I doubt that anyone believed that Peterson was actually going to vote in the affirmative on the amendment, but this way she is not on the record and can keep her NRA rating intact, while telling her district that she has “never” voted against background checks.
Sure. That’s the type of person we want representing us in Congress.
In 50B, Andrew Carlson lost a very low turnout special election for this D+7 Bloomington seat. It’s time to set things right.
To be precise, St. Cloud and its environs. In SD14, Sen. John Pederson is leaving, and Dan Wolgamott is our candidate for the open seat.
Since announcing he planned to run for state Senate more than a year ago, Dan Wolgamott has knocked on a lot of doors and had conversations with a lot of voters — about 3,000, at his last count.

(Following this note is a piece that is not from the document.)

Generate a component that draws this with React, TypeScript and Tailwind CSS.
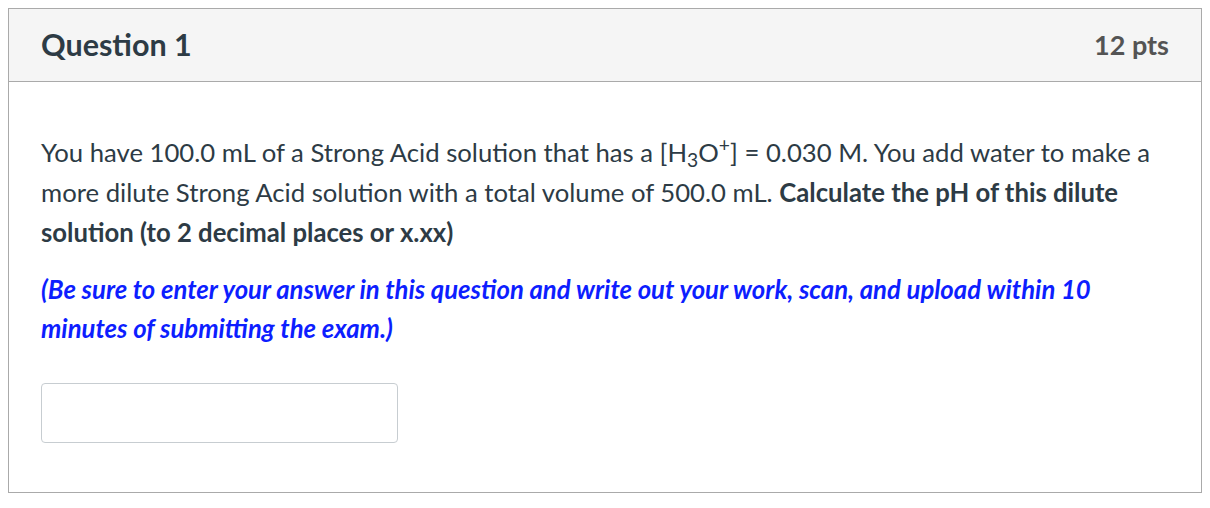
export default function App() {
  return (
    <div className="min-h-screen bg-white p-2" style={{ fontFamily: 'Lato, "Noto Sans", sans-serif' }}>
      <div className="border border-[#aaaaaa] text-[#2d3b45]">
        {/* header */}
        <div className="flex h-[73px] items-center justify-between border-b border-[#aaaaaa] bg-[#f5f5f5] px-8">
          <h2 className="text-[30.5px] font-bold">Question 1</h2>
          <span className="text-[27px] font-bold text-[#545454]">12 pts</span>
        </div>

        {/* body */}
        <div className="px-8 pt-[50px] pb-[49px]">
          <p className="text-[25.7px] leading-[40px]">
            You have 100.0 mL of a Strong Acid solution that has a [H<sub className="text-[0.75em]">3</sub>O<sup className="text-[0.75em]">+</sup>] = 0.030 M. You add water to make a more dilute Strong Acid solution with a total volume of 500.0 mL.{' '}
            <strong className="font-bold">Calculate the pH of this dilute solution (to 2 decimal places or x.xx)</strong>
          </p>
          <p className="mt-[18px] text-[25.7px] font-bold italic leading-[39px] text-[#0d1eff]">
            (Be sure to enter your answer in this question and write out your work, scan, and upload within 10 minutes of submitting the exam.)
          </p>
          <input
            type="text"
            className="mt-[35px] block h-[60px] w-[357px] rounded border border-[#c7cdd1] bg-white px-3 text-[25.6px] outline-none"
          />
        </div>
      </div>
    </div>
  );
}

The St. Cloud real estate agent known for his outgoing personality and booming voice believes his hard work will pay off in his quest to be the next District 14 senator, despite the district’s Republican leanings.
“People are just tired and cynical of the good ol’ boys’ club,” the DFL candidate said. “They want somebody that’s going to bring a fresh perspective, bring some energy, bring some accountability and work together to get things done for us.”
This seat goes D+1. The right-wing Republican candidate is Jerry Relph. Some sources also reference a libertarian candidate named Steven Zilberg, but I don’t know whether he’s really on the ballot or not.
In 14A we have Zach Dorholt. He’s served in the House before. At D+4 this seat is begging – begging, I tell you – to be flipped.